Kim’s Dodecahedron Paper Sculpture hangs from a chandelier at the Indiana Design Center. The piece sells for $175 and features Kim’s work with cut outs and shadows.

By Maddie Yerant and Brielle Saggese

Toronto-based artist Christine Kim kicked off a display of her work at the Indiana Design Center’s Grand Hall at a reception June 11.

“This is my first time in Indiana, and I’m really excited to meet a new set of connections and get that exposure in the States,” Kim said. “I’m kind of super curious where this will take me.”

Curiosity breeds invention for Kim, some of whose recent work started as nothing more than a happy accident.

“I was doing some paper cutting,” Kim said. “There was one drawing that went horribly, and I messed up and cut the figure out, and the figure – she was a girl – she was sitting on top of all these paper cuts and water color paintings in my studio, and I thought that was really interesting,” Kim said.

From there, Kim said she started to layer the pieces and realized the figure cast a shadow. She then decided to put the pieces in a shadow box, effectively creating a collage of different pieces and types of art.

“It’s kind of a fun process, this whole collage thing, because I actually accumulate different ingredients, so I do lots of drawings first, and then water color paintings, and cut papers, and it’s just a matter of pulling from each little pile and figuring it out,” Kim said.

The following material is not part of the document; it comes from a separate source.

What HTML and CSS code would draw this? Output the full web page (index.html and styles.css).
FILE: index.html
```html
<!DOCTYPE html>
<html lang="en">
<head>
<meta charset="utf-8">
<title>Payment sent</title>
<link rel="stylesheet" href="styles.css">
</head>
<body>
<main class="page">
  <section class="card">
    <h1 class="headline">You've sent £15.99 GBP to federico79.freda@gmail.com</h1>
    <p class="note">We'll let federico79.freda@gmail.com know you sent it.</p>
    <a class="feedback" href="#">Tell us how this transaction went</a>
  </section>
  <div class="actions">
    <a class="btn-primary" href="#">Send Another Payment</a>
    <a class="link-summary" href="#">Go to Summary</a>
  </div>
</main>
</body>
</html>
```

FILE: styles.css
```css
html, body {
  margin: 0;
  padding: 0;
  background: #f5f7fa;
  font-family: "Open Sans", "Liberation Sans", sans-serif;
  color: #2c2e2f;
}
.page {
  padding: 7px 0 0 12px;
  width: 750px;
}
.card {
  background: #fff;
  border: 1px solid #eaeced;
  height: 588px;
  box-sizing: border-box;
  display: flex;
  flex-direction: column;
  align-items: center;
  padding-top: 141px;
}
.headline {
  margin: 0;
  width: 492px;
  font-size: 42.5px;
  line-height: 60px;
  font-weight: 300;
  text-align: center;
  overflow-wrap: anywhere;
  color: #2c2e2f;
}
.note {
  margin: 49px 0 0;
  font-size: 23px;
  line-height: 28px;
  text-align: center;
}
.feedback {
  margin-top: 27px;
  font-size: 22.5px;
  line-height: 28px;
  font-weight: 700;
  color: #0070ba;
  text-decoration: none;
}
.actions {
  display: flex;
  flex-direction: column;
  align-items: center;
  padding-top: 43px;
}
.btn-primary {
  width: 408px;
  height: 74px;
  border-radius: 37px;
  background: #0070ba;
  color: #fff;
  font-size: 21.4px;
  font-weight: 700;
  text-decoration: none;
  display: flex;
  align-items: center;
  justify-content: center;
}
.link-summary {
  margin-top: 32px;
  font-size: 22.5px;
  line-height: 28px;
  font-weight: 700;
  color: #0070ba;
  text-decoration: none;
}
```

The display includes paper collages, paper installations and paper sculptures, some of which play with the light in the Grand Hall space, such as her immersive installation “Confessions.”

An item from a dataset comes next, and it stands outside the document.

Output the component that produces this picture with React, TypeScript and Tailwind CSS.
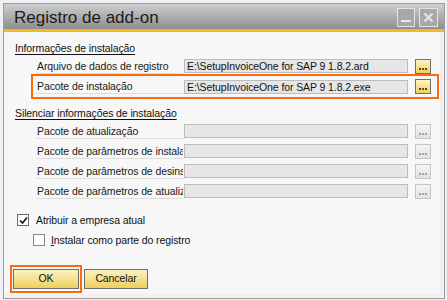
import React from "react";

const font = { fontFamily: '"Liberation Sans", Arial, sans-serif' };

function DotsButton({ active }: { active?: boolean }) {
  return (
    <div
      className={`w-[16px] h-[15px] flex items-end justify-center pb-[3px] border ${
        active
          ? "border-[#6f6f6f] bg-gradient-to-b from-[#fdf3c4] to-[#f0cf5e]"
          : "border-[#c4c4c4] bg-gradient-to-b from-[#f4f4f4] to-[#e2e2e2]"
      }`}
    >
      <div className="flex gap-[1px]">
        <span className={`w-[2px] h-[2px] ${active ? "bg-[#8a2a1a]" : "bg-[#c09090]"}`} />
        <span className={`w-[2px] h-[2px] ${active ? "bg-[#4a5a1a]" : "bg-[#a0a8c0]"}`} />
        <span className={`w-[2px] h-[2px] ${active ? "bg-[#8a2a1a]" : "bg-[#c09090]"}`} />
      </div>
    </div>
  );
}

function Row({ label, value, active }: { label: string; value?: string; active?: boolean }) {
  return (
    <div className="flex items-center h-[20px]">
      <div className="w-[147px] h-[15px] pl-[1px] border-b border-[#dedede] text-[10.5px] tracking-[-0.1px] leading-[14px] text-[#1a1a1a] whitespace-nowrap overflow-hidden">
        {label}
      </div>
      <div className="w-[224px] h-[14px] ml-[1px] border border-[#bcbcbc] bg-[#e6e6e6] text-[10.5px] tracking-[-0.1px] leading-[12px] pl-[2px] text-[#111] whitespace-nowrap overflow-hidden">
        {value}
      </div>
      <div className="ml-[7px]">
        <DotsButton active={active} />
      </div>
    </div>
  );
}

export default function App() {
  return (
    <div className="w-[447px] h-[300px] bg-[#eef1f6] pt-[3px] pl-[3px] pr-[2px] overflow-hidden" style={font}>
      <div className="w-[442px] h-[296px] border border-[#9c9c9c] flex flex-col bg-[#f0f0f0]">
        {/* Title bar */}
        <div className="h-[25px] bg-gradient-to-b from-[#cfcfcf] to-[#8e8e8e] flex items-center pl-[10px] pr-[6px]">
          <span className="text-[17px] text-[#1b1b1b] mt-[3px]">Registro de add-on</span>
          <div className="ml-auto flex gap-[4px] mt-[2px]">
            <div className="w-[18px] h-[19px] border border-[#e4e4e4] bg-[#a8a8a8] flex items-end justify-center pb-[4px]">
              <span className="w-[10px] h-[2px] bg-[#e8e8e8]" />
            </div>
            <div className="w-[19px] h-[19px] border border-[#e4e4e4] bg-[#a8a8a8] flex items-center justify-center">
              <svg width="11" height="11" viewBox="0 0 11 11">
                <path d="M1.5 1.5 L9.5 9.5 M9.5 1.5 L1.5 9.5" stroke="#e4e4e4" strokeWidth="2.4" />
              </svg>
            </div>
          </div>
        </div>
        <div className="h-[3px] bg-[#f6b91c]" />

        {/* Body */}
        <div className="flex-1 bg-[#f7f7f7] mr-[4px] mb-[4px] flex flex-col pl-[11px] text-[#111] text-[10.5px] tracking-[-0.1px]">
          <div className="mt-[9px] leading-[14px] underline underline-offset-[2px]">Informações de instalação</div>
          <div className="mt-[1px] pl-[21px]">
            <Row label="Arquivo de dados de registro" value="E:\SetupInvoiceOne for SAP 9 1.8.2.ard" active />
          </div>
          <div className="-mt-[2px] ml-[16px] w-[408px] h-[25px] border-2 border-[#f86b10] flex items-center pl-[3px]">
            <Row label="Pacote de instalação" value="E:\SetupInvoiceOne for SAP 9 1.8.2.exe" active />
          </div>

          <div className="mt-[7px] leading-[14px] underline underline-offset-[2px]">Silenciar informações de instalação</div>
          <div className="mt-[1px] pl-[21px] flex flex-col">
            <Row label="Pacote de atualização" />
            <Row label="Pacote de parâmetros de instalação" />
            <Row label="Pacote de parâmetros de desinstalação" />
            <Row label="Pacote de parâmetros de atualização" />
          </div>

          <div className="mt-[12px] flex items-center gap-[7px] pl-[2px]">
            <div className="w-[12px] h-[12px] border border-[#6a6a6a] bg-white flex items-center justify-center">
              <svg width="9" height="9" viewBox="0 0 9 9">
                <path d="M1 4.5 L3.5 7 L8 1.5" stroke="#111" strokeWidth="1.6" fill="none" />
              </svg>
            </div>
            <span className="leading-[14px]">Atribuir a empresa atual</span>
          </div>
          <div className="mt-[6px] flex items-center gap-[6px] pl-[18px]">
            <div className="w-[12px] h-[12px] border border-[#8a8a8a] bg-white" />
            <span className="leading-[14px]">
              <span className="underline">I</span>nstalar como parte do registro
            </span>
          </div>

          <div className="mt-auto mb-[1px] flex items-center">
            <div className="-ml-[5px] py-[2px] px-[1px] border-2 border-[#f86b10]">
              <button className="w-[66px] h-[20px] border border-[#6e6e6e] bg-gradient-to-b from-[#fcf1c2] to-[#f0cf5a] text-[#111]">
                OK
              </button>
            </div>
            <button className="ml-[2px] w-[64px] h-[20px] border border-[#6e6e6e] bg-gradient-to-b from-[#fcf1c2] to-[#f0cf5a] text-[#111]">
              Cancelar
            </button>
          </div>
        </div>
      </div>
    </div>
  );
}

Kim said she hopes viewers take note of the interplay between that light and shadow as well as a quietness about her work.

“I kind of want (audiences) to appreciate the quiet moments I have drawn out for the collages, and to enjoy the play of light and shadow, especially for the sculpture pieces,” Kim said. “It’s really beautiful when the natural light hits it, because it’s layers and layers of shadow that build up.”

None of it, she said, would have happened if it weren’t for that first mistake in the studio.

“It’s been about five, six years now,” Kim said. “I guess it just took off on its own. It was a really great discovery, even if it was a mistake.”

Kim’s work will be displayed in the Design Center through July.